LEC recorded a gross profit of Rs. 532.63 million, with a strong gross margin of 89.23%, consistent with past performance and indicating efficient operations at the generation level. However, despite the robust gross margins, the company remained in the red due to financing and other non-operating expenses.

The company posted a net loss of Rs. 133.24 million in Q4, which was higher than Q3’s Rs. 91.89 million but an improvement compared to a deeper loss of Rs. 273.09 million in Q4 of last year. The net profit margin stood at -22.32%, showing that losses continue to eat into revenue despite efficient power generation.

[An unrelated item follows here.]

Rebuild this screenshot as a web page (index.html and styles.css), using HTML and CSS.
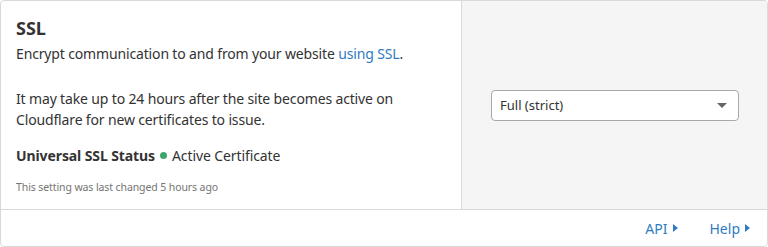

Return indicators remained negative, reflecting weak bottom-line performance. Return on Assets (ROA) was reported at -2.22%, slightly worse than Q3 (-2.15%). Return on Equity (ROE) came in at -10.43%, though improved compared to -27.65% a year ago.

On a per-share basis, EPS (annualized) stood at -5.92, compared to -5.45 in Q3 and -18.21 in Q4 of 2023/24. The reported PE ratio remained negative at -36.32, reflecting the company’s loss-making position.

From a balance sheet perspective, the book value per share stood at Rs. 70.52, while the market value per share traded at Rs. 215.05, about three times book value. This shows that investors continue to assign a premium to LEC shares, betting on its long-term hydropower potential despite current losses.

As expected, no dividend has been declared for FY 2024/25, given the sustained losses.